DETROIT, May 19 (UPI) -- New genetic evidence suggests chimpanzees belong in the genus Homo, of which the most prominent member is Homo sapiens -- humans -- scientists reported Monday.
By redrawing the human genetic family tree, researchers hope to unearth more about what makes us human and how human diseases develop.
"In the last 30 million years, we knew our brains grew. If we can find the genetic underpinnings for it, I wouldn't be surprised if we could find variations in those genes involved in widespread mental illnesses," researcher Morris Goodman, a molecular evolutionist at Wayne State University in Detroit, told United Press International.
"So many disease genes haven't been discovered yet," Goodman said, "and you can't get a molecular therapy for a disease unless you know what to direct the therapeutic agent against."
Biology classifies all living things into species, or groups of organisms that interbreed regularly and successfully. Closely related species such as wolves, dogs and coyotes are in turn lumped together into a genus, which is Latin for family. The plural of genus is genera.
Scientists traditionally have set chimpanzees, gorillas and other apes on separate evolutionary branches of humanity's family tree. In this genomic scheme, humans are considered the only living members of the genus Homo, which is Latin for man.
"The traditional view is a hangover from a philosophy Aristotle is responsible for starting called 'The Great Chain of Being,' where living creatures are arranged in a series progressing from what are considered the most perfect to the least perfect, with humans on top. This is of course a very subjective bias," Goodman said.
Accumulating DNA evidence suggests humans and chimps are extremely similar genetically, although prior analyses of DNA showed the two species had divergent proteins, which left open the question of whether changes during evolution left chimpanzees more functionally related to gorillas than to humans.
Goodman and his team compared 97 genes from six different species -- humans, chimpanzees, gorillas, orangutans, Old World monkeys and mice. The genes examined regulated proteins known to be crucial to survival, including biological processes such as DNA repair and oxygen transport.
The genetic similarities and differences found were used to develop an evolutionary tree to measure relatedness between species. In findings made public Monday and appearing this week in the Proceedings of the National Academy of Sciences, humans and chimpanzees are 99.4 percent genetically similar. Next on the family tree are gorillas, followed by orangutans and then Old World monkeys.

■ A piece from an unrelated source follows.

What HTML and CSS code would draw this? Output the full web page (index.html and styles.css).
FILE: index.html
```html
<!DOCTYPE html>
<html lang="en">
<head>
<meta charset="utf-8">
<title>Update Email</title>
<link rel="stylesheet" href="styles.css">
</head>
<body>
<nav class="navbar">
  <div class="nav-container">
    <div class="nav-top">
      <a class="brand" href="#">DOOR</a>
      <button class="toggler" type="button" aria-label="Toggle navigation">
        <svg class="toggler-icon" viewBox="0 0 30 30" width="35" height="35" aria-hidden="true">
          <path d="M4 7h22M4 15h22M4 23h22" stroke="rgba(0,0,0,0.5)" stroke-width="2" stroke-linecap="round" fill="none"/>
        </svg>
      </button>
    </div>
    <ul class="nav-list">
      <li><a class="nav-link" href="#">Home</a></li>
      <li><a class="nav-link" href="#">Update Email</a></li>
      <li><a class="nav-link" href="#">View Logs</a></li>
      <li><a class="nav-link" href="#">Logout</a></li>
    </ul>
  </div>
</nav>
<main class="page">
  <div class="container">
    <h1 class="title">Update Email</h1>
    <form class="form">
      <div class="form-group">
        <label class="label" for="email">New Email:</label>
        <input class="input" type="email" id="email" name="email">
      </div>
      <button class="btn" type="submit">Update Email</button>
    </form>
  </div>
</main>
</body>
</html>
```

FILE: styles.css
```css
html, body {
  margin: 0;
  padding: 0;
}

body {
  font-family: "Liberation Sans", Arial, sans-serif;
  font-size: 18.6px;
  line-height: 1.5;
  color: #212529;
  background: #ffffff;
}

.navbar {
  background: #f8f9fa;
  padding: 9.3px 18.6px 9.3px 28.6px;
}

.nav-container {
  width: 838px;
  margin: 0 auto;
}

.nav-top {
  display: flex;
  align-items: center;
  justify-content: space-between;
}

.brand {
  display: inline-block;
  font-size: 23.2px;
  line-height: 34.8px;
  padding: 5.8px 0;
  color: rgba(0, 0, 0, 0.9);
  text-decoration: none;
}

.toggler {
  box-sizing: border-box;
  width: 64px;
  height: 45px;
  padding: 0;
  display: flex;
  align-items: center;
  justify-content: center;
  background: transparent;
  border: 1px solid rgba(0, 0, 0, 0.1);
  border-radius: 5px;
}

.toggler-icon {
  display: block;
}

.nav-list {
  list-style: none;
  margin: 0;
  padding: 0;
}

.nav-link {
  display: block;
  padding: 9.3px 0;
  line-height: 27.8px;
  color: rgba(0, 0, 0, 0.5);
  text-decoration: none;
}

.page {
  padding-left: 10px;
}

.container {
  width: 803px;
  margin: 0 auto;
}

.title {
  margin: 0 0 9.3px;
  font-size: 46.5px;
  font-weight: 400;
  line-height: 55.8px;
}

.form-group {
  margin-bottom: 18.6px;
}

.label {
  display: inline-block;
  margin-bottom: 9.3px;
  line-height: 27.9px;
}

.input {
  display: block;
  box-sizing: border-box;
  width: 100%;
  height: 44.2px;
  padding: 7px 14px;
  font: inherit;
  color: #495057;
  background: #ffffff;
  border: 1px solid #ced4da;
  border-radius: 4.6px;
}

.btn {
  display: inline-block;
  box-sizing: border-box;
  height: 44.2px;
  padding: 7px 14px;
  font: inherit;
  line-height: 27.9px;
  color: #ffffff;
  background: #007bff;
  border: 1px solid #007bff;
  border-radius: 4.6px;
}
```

None of the primates was closely related to mice.
"It is astonishing that there is so little difference in actual functional genes between humans and chimpanzees," biological anthropologist Colin Groves of the Australian National University in Canberra told UPI.
The longer species evolve apart, the more DNA mutations build up. When these numbers of mutations are compared against well-dated points in the fossil record -- such as the separation between Old and New World monkeys about 25 million years ago -- scientists find the mutation rate is more or less constant.

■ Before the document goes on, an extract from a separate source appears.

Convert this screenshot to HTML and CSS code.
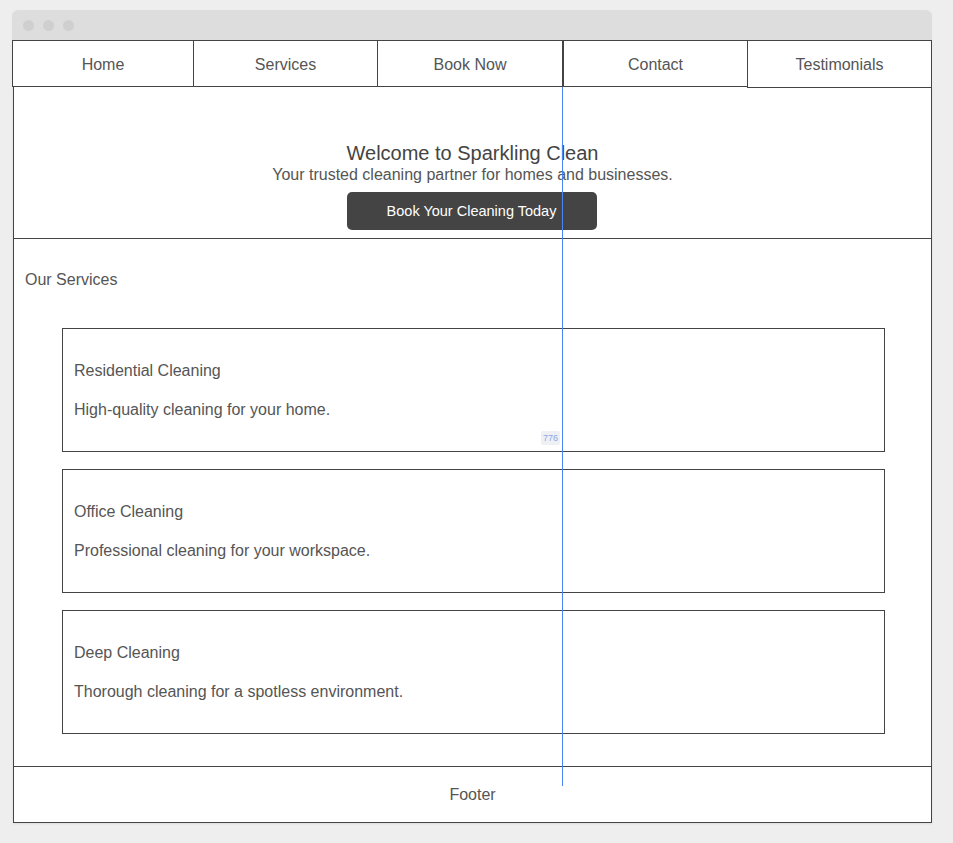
FILE: index.html
```html
<!DOCTYPE html>
<html>
<head>
<meta charset="utf-8">
<link rel="stylesheet" href="styles.css">
</head>
<body>
<div class="window">
  <div class="titlebar">
    <span class="dot"></span><span class="dot"></span><span class="dot"></span>
  </div>
  <nav class="nav">
    <a class="nav-item nav-first">Home</a>
    <a class="nav-item nav-services">Services</a>
    <a class="nav-item">Book Now</a>
    <a class="nav-item nav-contact">Contact</a>
    <a class="nav-item nav-last">Testimonials</a>
  </nav>
  <div class="page">
    <section class="hero">
      <h1 class="hero-title">Welcome to Sparkling Clean</h1>
      <p class="hero-sub">Your trusted cleaning partner for homes and businesses.</p>
      <button class="hero-btn">Book Your Cleaning Today</button>
    </section>
    <section class="services">
      <h2 class="services-title">Our Services</h2>
      <div class="cards">
        <div class="card">
          <h3 class="card-title">Residential Cleaning</h3>
          <p class="card-desc">High-quality cleaning for your home.</p>
        </div>
        <div class="card">
          <h3 class="card-title">Office Cleaning</h3>
          <p class="card-desc">Professional cleaning for your workspace.</p>
        </div>
        <div class="card">
          <h3 class="card-title">Deep Cleaning</h3>
          <p class="card-desc">Thorough cleaning for a spotless environment.</p>
        </div>
      </div>
    </section>
    <footer class="footer">Footer</footer>
    <div class="guide"></div>
    <div class="guide-label">776</div>
  </div>
</div>
</body>
</html>
```

FILE: styles.css
```css
* { box-sizing: border-box; }
html, body { margin: 0; padding: 0; }
body {
  background: #eeeeee;
  font-family: "Liberation Sans", Arial, sans-serif;
  color: #555555;
  width: 953px;
  height: 843px;
  overflow: hidden;
}
.window {
  margin: 10px 0 0 12px;
  width: 920px;
}
.titlebar {
  height: 30px;
  background: #dddddd;
  border-radius: 6px 6px 0 0;
  display: flex;
  align-items: center;
  padding-left: 11px;
  gap: 9px;
}
.dot {
  width: 11px;
  height: 11px;
  border-radius: 50%;
  background: #cfcfcf;
}
.nav {
  display: flex;
  align-items: flex-start;
  height: 47px;
  background: #ffffff;
}
.nav-item {
  display: flex;
  align-items: center;
  justify-content: center;
  flex: none;
  width: 186px;
  height: 47px;
  border: 1px solid #444444;
  margin-left: -1px;
  font-size: 16px;
  color: #555555;
  padding-top: 2px;
}
.nav-first { margin-left: 0; width: 182px; }
.nav-services { width: 185px; }
.nav-contact { border-left-width: 2px; }
.nav-last {
  width: 185px;
  height: 48px;
  position: relative;
  z-index: 1;
  padding-top: 1px;
}
.page {
  position: relative;
  margin-left: 1px;
  width: 919px;
  background: #ffffff;
  border: 1px solid #444444;
  border-top: none;
  box-shadow: 0 1px 2px rgba(0,0,0,0.08);
}
.hero {
  text-align: center;
  padding: 54px 0 8px;
  border-bottom: 1px solid #444444;
}
.hero-title {
  margin: 0;
  font-size: 20px;
  line-height: 24px;
  font-weight: normal;
  color: #444444;
}
.hero-sub {
  margin: 0;
  font-size: 16px;
  line-height: 20px;
}
.hero-btn {
  margin-top: 7px;
  width: 250px;
  height: 38px;
  background: #444444;
  color: #ffffff;
  border: none;
  border-radius: 5px;
  font-family: "Liberation Sans", Arial, sans-serif;
  font-size: 14.5px;
  padding: 0;
  margin-left: -2px;
}
.services {
  padding: 31px 0 32px;
}
.services-title {
  margin: 0 0 38px 11px;
  font-size: 16px;
  line-height: 20px;
  font-weight: normal;
}
.cards {
  display: flex;
  flex-direction: column;
  gap: 17px;
  padding: 0 46px 0 48px;
}
.card {
  border: 1px solid #444444;
  height: 124px;
  padding: 33px 11px 0;
}
.card-title {
  margin: 0;
  font-size: 16px;
  line-height: 18px;
  font-weight: normal;
}
.card-desc {
  margin: 21px 0 0;
  font-size: 16px;
  line-height: 18px;
}
.footer {
  border-top: 1px solid #444444;
  height: 56px;
  display: flex;
  align-items: center;
  justify-content: center;
  font-size: 16px;
  padding-top: 0;
}
.guide {
  position: absolute;
  left: 548px;
  top: 0;
  width: 1px;
  height: 699px;
  background: #4a86f0;
}
.guide-label {
  position: absolute;
  left: 527px;
  top: 344px;
  width: 19px;
  height: 14px;
  background: #eef0f4;
  border-radius: 2px;
  color: #8fa6e6;
  font-size: 9px;
  line-height: 14px;
  text-align: center;
}
```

Using such "molecular clocks," Goodman and colleagues estimated humans and chimpanzees diverged from a common ancestor relatively recently -- roughly 5 to 6 million years ago. The findings match well against recent fossil evidence that this common ancestor, in turn, diverged genetically from gorillas some 6 to 7 million years ago.
"Most mammalian genera, it turns out, have time depths of 4 to 6 million years, so the human-chimpanzee split lies just on the cusp of this. You could combine them in one genus, or keep them separate in two," Groves said.

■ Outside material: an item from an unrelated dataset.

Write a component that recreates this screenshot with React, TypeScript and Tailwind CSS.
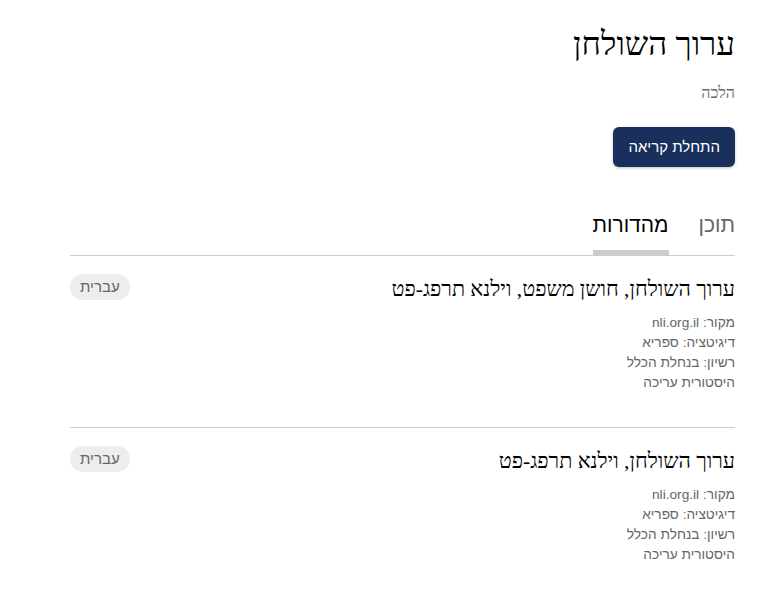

Goodman suggested further research should compare more genes between primates. "We applied this method to 97 genes when there are 30,000 or so known in humans," he said.
As soon as scientists have compiled the complete genetic sequences of chimpanzees, gorillas and other close relatives, "we can se what in a genetic sense made us humans and them not. What underlies our ability to use language," Mark Weiss, the National Science Foundation's program director for physical anthropology in Arlington, Va., told UPI. "Was it many genetic changes or a few? Does it have to do with how genes function in certain parts of the brain at certain points of development?"
Scientists largely have completed mapping the human genetic code, but now they have to figure out what each gene does and which ones are important. Goodman said comparing our genes with our relatives could help find genes either unique to humans or largely unchanged throughout primate evolution -- both of which are likely key to our survival.
"Which particular genes changed, and why did they change, and in what manner?" Weiss asked. "Are there implications in the patterns and changes of genes in human health and diseases? These are all sorts of new questions that become open to further investigation."